It's Christmastime here in the Northeast already, and this kale plant in the community garden behind my house has got me thinking of palm trees in snow. Ironically, I find myself working on another book which takes place in hot, sunny Africa. Three years ago around this time, I was illustrating Lala Salama: A Tanzanian Lullaby by Patricia MacLachlan, a lullaby story that takes place in Tanzania, eastern Africa.
Now the book I'm working on takes place in the Gambia, western Africa, and I can't help but see the paradox in the situation! Growing up in the Ivory Coast in the 1980's-90's, two of my favorite books were Owl Moon by Jane Yolen, illustrated by John Schoenherr and The Snowy Day written and illustrated by Ezra Jack Keats- odd, for a kid living in a tropical paradise!
I marveled at the illustrations of white stuff covering the ground. I had several of books on tape, including Owl Moon. I LOVED it!

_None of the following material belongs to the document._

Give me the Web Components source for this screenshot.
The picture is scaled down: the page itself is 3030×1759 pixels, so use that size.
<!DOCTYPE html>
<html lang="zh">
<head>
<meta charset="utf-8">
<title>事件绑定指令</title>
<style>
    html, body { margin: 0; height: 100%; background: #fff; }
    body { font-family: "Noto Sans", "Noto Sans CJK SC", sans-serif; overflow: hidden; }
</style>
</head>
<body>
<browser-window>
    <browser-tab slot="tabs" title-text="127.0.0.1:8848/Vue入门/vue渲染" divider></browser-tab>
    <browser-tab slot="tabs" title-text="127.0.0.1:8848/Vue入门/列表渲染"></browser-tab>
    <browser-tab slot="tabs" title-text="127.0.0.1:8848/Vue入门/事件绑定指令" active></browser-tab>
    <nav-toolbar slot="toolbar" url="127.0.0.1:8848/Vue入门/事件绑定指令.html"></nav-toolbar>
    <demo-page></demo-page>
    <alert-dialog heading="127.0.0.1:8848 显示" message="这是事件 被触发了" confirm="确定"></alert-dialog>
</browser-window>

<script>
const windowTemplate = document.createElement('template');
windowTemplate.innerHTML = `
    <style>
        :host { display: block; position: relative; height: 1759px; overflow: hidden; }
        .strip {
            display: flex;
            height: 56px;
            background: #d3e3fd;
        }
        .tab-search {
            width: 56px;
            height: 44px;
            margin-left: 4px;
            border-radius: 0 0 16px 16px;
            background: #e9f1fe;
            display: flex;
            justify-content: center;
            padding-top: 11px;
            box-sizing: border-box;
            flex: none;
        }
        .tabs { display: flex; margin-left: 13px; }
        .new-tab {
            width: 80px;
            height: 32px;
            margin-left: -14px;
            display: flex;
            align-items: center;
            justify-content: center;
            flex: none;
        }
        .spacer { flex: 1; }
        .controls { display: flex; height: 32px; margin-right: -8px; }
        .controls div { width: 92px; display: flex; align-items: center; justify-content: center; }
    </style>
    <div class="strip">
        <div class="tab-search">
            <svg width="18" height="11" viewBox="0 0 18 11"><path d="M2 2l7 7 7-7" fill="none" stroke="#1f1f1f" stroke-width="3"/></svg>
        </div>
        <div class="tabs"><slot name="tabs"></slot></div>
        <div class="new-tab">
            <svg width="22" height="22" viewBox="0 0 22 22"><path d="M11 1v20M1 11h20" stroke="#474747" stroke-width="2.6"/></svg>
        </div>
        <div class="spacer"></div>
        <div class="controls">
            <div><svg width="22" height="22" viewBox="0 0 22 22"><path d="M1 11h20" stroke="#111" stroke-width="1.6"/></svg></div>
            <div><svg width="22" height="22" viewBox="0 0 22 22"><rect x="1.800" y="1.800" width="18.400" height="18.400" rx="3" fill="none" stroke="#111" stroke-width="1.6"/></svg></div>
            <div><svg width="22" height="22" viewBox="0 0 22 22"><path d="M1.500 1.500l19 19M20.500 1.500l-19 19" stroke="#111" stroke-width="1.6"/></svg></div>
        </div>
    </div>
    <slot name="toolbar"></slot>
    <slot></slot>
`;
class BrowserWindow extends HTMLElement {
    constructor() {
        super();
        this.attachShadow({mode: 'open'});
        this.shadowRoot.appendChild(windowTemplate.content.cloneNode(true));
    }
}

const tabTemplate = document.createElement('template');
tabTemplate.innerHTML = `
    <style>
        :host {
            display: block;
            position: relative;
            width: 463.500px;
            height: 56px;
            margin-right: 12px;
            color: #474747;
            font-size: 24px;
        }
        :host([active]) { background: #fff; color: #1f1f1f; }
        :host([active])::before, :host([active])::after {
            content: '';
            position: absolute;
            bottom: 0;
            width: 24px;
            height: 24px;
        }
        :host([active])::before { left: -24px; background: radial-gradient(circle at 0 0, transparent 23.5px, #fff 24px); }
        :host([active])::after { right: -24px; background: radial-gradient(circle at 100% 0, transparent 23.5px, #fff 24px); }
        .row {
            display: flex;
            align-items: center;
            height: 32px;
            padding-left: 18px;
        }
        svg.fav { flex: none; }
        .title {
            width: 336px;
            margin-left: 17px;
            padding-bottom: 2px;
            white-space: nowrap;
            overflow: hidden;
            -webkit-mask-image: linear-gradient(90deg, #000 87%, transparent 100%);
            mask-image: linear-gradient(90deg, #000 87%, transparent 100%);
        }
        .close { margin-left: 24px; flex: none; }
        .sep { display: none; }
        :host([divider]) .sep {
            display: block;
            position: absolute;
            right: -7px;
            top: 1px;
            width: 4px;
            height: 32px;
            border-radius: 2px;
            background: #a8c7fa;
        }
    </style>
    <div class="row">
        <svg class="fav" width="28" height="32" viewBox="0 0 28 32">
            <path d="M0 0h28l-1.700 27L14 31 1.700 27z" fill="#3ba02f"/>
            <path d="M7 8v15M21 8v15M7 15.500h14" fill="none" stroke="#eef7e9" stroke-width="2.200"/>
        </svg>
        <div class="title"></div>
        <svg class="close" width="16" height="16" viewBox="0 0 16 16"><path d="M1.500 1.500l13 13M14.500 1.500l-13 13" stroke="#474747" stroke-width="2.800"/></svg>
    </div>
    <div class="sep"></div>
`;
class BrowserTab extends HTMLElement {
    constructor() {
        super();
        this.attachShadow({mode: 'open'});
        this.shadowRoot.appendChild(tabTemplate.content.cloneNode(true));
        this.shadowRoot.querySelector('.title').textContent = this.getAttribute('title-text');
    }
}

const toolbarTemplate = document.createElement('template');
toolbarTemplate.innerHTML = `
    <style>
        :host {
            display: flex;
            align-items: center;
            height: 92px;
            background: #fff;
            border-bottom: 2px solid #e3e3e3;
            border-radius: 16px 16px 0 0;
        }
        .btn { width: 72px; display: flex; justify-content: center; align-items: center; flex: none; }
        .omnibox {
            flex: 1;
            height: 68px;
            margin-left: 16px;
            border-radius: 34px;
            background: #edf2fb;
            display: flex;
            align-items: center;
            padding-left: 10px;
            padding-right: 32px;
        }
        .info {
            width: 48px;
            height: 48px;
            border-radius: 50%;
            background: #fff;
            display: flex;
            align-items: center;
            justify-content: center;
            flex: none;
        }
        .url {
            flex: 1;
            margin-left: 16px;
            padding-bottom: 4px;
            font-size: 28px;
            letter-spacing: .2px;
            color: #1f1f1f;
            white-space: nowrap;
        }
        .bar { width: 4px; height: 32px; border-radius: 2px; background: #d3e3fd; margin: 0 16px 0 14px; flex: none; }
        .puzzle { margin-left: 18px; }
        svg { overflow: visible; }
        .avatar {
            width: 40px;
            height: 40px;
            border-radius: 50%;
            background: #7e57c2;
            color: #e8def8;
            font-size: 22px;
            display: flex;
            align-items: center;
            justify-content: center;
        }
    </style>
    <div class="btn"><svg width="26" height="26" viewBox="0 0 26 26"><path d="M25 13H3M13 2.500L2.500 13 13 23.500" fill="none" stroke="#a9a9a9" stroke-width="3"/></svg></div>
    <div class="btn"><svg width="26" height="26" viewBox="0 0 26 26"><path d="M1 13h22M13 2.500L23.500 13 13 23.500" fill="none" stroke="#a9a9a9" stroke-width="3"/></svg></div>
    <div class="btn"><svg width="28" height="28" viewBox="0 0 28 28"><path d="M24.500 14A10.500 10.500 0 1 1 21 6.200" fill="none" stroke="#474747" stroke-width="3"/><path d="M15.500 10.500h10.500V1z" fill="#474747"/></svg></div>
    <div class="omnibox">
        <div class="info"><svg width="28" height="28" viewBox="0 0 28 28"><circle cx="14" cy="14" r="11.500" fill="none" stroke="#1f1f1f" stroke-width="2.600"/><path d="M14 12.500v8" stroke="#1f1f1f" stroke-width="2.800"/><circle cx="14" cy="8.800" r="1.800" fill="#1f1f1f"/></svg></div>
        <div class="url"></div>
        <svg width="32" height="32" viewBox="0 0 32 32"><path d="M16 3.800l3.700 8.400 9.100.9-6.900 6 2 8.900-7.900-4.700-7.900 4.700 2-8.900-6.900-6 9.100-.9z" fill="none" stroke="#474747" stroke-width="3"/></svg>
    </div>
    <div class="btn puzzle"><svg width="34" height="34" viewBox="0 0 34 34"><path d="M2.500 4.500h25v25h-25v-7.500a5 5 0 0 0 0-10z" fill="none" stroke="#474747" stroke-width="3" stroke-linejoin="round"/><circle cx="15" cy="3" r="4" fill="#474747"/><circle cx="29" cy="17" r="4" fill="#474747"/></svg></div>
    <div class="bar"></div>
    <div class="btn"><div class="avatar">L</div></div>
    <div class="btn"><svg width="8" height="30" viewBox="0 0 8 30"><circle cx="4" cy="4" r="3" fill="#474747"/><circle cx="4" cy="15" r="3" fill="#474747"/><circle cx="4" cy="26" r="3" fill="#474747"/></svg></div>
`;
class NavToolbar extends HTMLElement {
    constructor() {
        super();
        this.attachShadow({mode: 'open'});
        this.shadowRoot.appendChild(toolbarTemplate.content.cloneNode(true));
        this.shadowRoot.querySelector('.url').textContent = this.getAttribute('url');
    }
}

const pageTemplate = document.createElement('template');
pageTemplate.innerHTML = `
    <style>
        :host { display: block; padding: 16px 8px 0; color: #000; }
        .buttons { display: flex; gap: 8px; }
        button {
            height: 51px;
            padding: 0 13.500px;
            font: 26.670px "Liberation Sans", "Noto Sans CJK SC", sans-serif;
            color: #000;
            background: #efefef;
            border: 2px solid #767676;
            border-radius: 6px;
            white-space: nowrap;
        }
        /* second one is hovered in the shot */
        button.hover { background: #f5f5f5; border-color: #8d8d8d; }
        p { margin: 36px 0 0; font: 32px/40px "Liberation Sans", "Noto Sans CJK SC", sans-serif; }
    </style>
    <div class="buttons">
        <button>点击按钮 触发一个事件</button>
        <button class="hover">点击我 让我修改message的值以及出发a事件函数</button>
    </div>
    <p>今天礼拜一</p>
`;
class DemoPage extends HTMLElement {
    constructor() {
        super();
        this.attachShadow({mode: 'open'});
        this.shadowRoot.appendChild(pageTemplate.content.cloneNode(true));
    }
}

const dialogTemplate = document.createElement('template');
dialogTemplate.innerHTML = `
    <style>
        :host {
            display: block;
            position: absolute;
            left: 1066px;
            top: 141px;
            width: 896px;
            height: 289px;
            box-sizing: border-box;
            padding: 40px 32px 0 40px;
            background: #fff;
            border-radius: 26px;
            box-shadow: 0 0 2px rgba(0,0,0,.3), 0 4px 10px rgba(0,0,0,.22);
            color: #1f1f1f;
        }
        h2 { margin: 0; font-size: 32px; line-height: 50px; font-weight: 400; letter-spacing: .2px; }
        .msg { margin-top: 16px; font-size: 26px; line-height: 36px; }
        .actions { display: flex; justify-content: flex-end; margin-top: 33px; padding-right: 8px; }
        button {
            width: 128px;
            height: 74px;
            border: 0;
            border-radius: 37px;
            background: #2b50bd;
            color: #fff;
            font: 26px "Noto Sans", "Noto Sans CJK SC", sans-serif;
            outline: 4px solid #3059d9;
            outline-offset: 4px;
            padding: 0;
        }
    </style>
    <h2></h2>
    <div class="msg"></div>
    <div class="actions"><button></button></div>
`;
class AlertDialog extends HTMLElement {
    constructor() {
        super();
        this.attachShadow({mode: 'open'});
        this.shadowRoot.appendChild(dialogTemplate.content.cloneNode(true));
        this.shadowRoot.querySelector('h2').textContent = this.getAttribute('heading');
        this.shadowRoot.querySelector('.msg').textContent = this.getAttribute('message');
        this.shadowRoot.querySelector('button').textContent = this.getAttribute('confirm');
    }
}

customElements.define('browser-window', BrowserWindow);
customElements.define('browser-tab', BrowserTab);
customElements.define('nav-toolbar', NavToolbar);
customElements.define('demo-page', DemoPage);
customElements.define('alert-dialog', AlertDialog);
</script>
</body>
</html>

Jane Yolen's voice is so calm and firm, and the music is awesome too- very atmospheric.
Maybe it was the search of something that seemed so ethereal as an owl sighting which captivated me.
Or maybe it was the color palette of blues and whites and blacks of the illustrations, the solitude of being out in the quiet woods the starkness of winter white, or the alien-ness of it: being bundled up in a puffy coat, hat, scarf, mittens or snowsuit to go outside.
I recently re-bought a copy of Owl Moon for my home office, and it's perfect to read on a winter day like today.
I loved The Snowy Day for the bright, happy cut paper illustrations, a totally different feel from Owl Moon but a quintessential winter story nonetheless.
This cut paper style of illustration has been an inspiration to me in my own work. I love color, texture, pattern, and having these play with each other on the page in various shapes:
(a painting of mine from 2007 incorporating collage)
(illustration from My Hands Sing the Blues: Romare Bearden's Childhood Journey)
("Paper Leaves" 2006)
I love, love love collecting pattered papers, fabrics and photos! One of these days I'll actually find a way to keep them organized.
I crave bright, fun color as soon as snow hits the ground. And as soon as I've taken in the beauty of a sparkly white first snow (or as soon as dirty boots and car tires dirty it up), I start planning bright, happy spring projects with colorful botanicals and tropical flowers.
For now, I'm hoping for a white Christmas.
P.S. Incidentally, both Owl Moon and The Snowy Day mention making footsteps in the crisp white snow, which I love!